Ambiente & Veleni

Roma, Casilino: sfasciacarrozze e abusivi sull’antica Osteria romana

osteria-romana-centocelleLa via Casilina poco prima di incrociare via Palmiro Togliatti  ha due ampie corsie per senso di marcia. Al centro un guardrail, ai lati due paesaggi urbani, opposti. Come se si trattasse di due città differenti. Da una parte la nuova stazione della Metro C, denominata Parco di Centocelle. Quasi completata. Dall’altra un grande distributore di benzina, abbandonato. Nel piazzale antistante, di tanto in tanto, continuano a scaricare materiale edilizio da smaltire. Sul retro c’è stato a lungo uno dei campi rom più grandi d’Europa, il Casilino 900. Lo sgombero, recente, ha fatto piazza pulita dell’insediamento ma non di alcune baracche e roulotte che ancora rimangono. Tra montagne di spazzatura di ogni tipo.

Più avanti, quasi giunti al semaforo, inizia la serie di sfascia carrozze che proseguono, per un lungo tratto su via Togliatti. Al centro, alberi ed erba. Ailanti, pini marittimi, eucalipti ed anche un gelso. Sono dentro e fuori una recinzione sulla quale campeggia, reduplicato, il divieto di accesso per “scavi”. Il cancello di accesso, fronte strada, quasi non si riconosce, in gran parte nascosto da quel verde spontaneo. All’interno s’intravede appena una struttura composita, in abbandono da tempo. Per provare ad osservarne in maniera meno incerta i caratteri è necessario spostarsi sui lati. Nonostante le immondizie e, ancora, i materiali gettati, soprattutto sul lato più vicino a via Togliatti, si riconoscono i resti della cosiddetta Osteria di Centocelle. Si tratta di  una serie di ambienti, disposti intorno al corpo centrale, a pianta rotonda, relativi ad una struttura romana, riutilizzata variamente fino ad età moderna. Per l’interpretazione funzionale si oscilla tra la tomba, come suggerirebbe la vicinanza alla via Labicana, il tracciato antico perpetuato dalla moderna Casilina, e il ninfeo. Si vedono ancora le parti antiche in opera vittata di tufelli di tufo, almeno una finestra incorniciata dall’opera laterizia, tamponata in età moderna. Ma lo stato di conservazione è quanto mai precario. Le coperture in gran parte crollate, le murature antiche come anche quelle successive che gli si sono addossate, in più punti mostrano importanti lesioni. Anche, probabilmente, per le sollecitazioni impropriamente provocate da alcuni alberi di ailanto che le sono cresciuti quasi a ridosso.

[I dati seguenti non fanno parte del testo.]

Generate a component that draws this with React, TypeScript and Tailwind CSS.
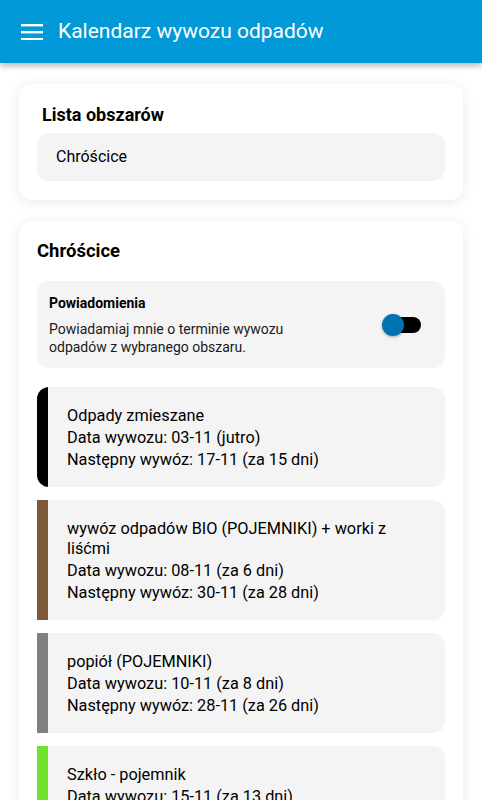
import React from "react";

type Item = { color: string; name: string; date: string; next: string; rounded?: boolean };

const items: Item[] = [
  { color: "bg-black", name: "Odpady zmieszane", date: "Data wywozu: 03-11 (jutro)", next: "Następny wywóz: 17-11 (za 15 dni)", rounded: true },
  { color: "bg-[#7d5a3c]", name: "wywóz odpadów BIO (POJEMNIKI) + worki z liśćmi", date: "Data wywozu: 08-11 (za 6 dni)", next: "Następny wywóz: 30-11 (za 28 dni)" },
  { color: "bg-[#808080]", name: "popiół (POJEMNIKI)", date: "Data wywozu: 10-11 (za 8 dni)", next: "Następny wywóz: 28-11 (za 26 dni)" },
  { color: "bg-[#6fe22b]", name: "Szkło - pojemnik", date: "Data wywozu: 15-11 (za 13 dni)", next: "Następny wywóz: 13-12 (za 41 dni)" },
];

export default function App() {
  return (
    <div
      className="w-[482px] h-[800px] overflow-hidden bg-white text-black"
      style={{ fontFamily: "Roboto, 'Liberation Sans', sans-serif" }}
    >
      <header className="relative z-10 h-[63px] bg-[#0199d7] flex items-center shadow-[0_3px_6px_rgba(0,0,0,0.28)]">
        <svg className="ml-[21px]" width="22" height="16" viewBox="0 0 22 16">
          <rect x="0" y="0" width="22" height="2.4" fill="white" />
          <rect x="0" y="7" width="22" height="2.4" fill="white" />
          <rect x="0" y="14" width="22" height="2.4" fill="white" />
        </svg>
        <h1 className="ml-[15px] text-[21px] text-white font-normal leading-none">Kalendarz wywozu odpadów</h1>
      </header>

      <main className="px-[19px] pt-[21px] flex flex-col gap-[21px]">
        <section className="bg-white rounded-[13px] shadow-[0_2px_14px_rgba(0,0,0,0.09)] px-[18px] pt-[19px] pb-[19px]">
          <h2 className="px-[5px] text-[18px] leading-[24px] font-bold">Lista obszarów</h2>
          <div className="mt-[6px] h-[48px] rounded-[12px] bg-[#f4f4f4] flex items-center pl-[19px] text-[16px]">
            Chróścice
          </div>
        </section>

        <section className="bg-white rounded-[13px] shadow-[0_2px_14px_rgba(0,0,0,0.09)] px-[18px] pt-[18px] pb-[19px]">
          <h2 className="text-[18.5px] leading-[24px] font-bold">Chróścice</h2>
          <div className="mt-[18px] rounded-[12px] bg-[#f4f4f4] pl-3 pr-6 py-3 flex items-center gap-3">
            <div className="flex-1">
              <div className="text-[14px] leading-[20px] font-bold">Powiadomienia</div>
              <div className="mt-[7px] max-w-[280px] text-[14px] leading-[18px] text-[#1a1a1a]">
                Powiadamiaj mnie o terminie wywozu odpadów z wybranego obszaru.
              </div>
            </div>
            <div className="relative w-[39px] h-[22px] shrink-0">
              <div className="absolute right-0 top-[3px] w-[34px] h-4 rounded-full bg-black" />
              <div className="absolute left-0 top-0 w-[22px] h-[22px] rounded-full bg-[#0071b1] shadow-[0_1px_3px_rgba(0,0,0,0.35)]" />
            </div>
          </div>

          <div className="mt-[19px] flex flex-col gap-[13px]">
            {items.map((it, i) => (
              <div
                key={i}
                className={
                  "flex bg-[#f4f4f4] overflow-hidden " +
                  (it.rounded ? "rounded-[12px]" : "rounded-r-[12px]")
                }
              >
                <div className={"w-[11px] shrink-0 " + it.color} />
                <div className="pl-[19px] pr-[50px] pt-[19px] pb-[17px] flex flex-col gap-[2px] text-[16.3px] leading-[20px]">
                  <div>{it.name}</div>
                  <div>{it.date}</div>
                  <div>{it.next}</div>
                </div>
              </div>
            ))}
          </div>
        </section>
      </main>
    </div>
  );
}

Un monumento tutt’altro che trascurabile nella storia della topografia di Roma antica. A dispetto della colpevole incuria in cui si trova. Senza neppure un’indicazione che ne ricordi l’esistenza. A partire dal Seicento ha attirato l’attenzione di studiosi e vedutisti che ne hanno descritto e rappresentato, anche graficamente, le linee. A questi documenti, oltre che a qualche vecchia foto, si è ormai costretti a riferirsi, per avere un’idea meno sommaria del monumento. Che si trova ad una delle estremità del Parco di Centocelle, l’area naturalistica-archeologica a lungo reclamizzata anche dagli amministratori locali. Ma ancora, “soltanto”, una distesa di verde incolto punteggiata da un cospicuo numero di essenze.

Della questione dell’Osteria l’ex Municipio VII si è interessato. In diverse occasioni. Circa due anni fa l’area era stata bonificata. Poi, con una delibera del 17 febbraio 2012 era stato approvato un finanziamento di 300mila euro per il restauro, nell’ottica di un suo utilizzo “per attività connesse alla gestione del Parco”. Un intervento inserito nel “Programma straordinario di lavori pubblici per lo sviluppo locale”, promosso dalla Regione Lazio. A quanto sembra senza effetti.

 

Più di recente, anche a seguito della segnalazione di RomaToday, Michela De Biase, Presidente della Commissione Cultura in Consiglio Comunale, ha predisposto una mozione, discussa ed approvata nella seduta del 6 Novembre scorso, nella quale si chiede, tra l’altro, la bonifica del luogo e la valorizzazione del sito archeologico.

A stupire, sfortunatamente, non è solo la condizione nella quale si trova la struttura romana, ma la coincidenza che essa si trovi all’interno di un parco archeologico. Un’area nella quale i monumenti dovrebbero costituire il fulcro. L’elemento imprescindibile sul quale organizzare gli spazi, articolare i percorsi. Questo e molto altro continua a mancare. Forse anche perché si continua a pensare che gran parte del patrimonio archeologico, quanto è lontano dal centro, siano solo “pietre”. Vecchie, neppure antiche.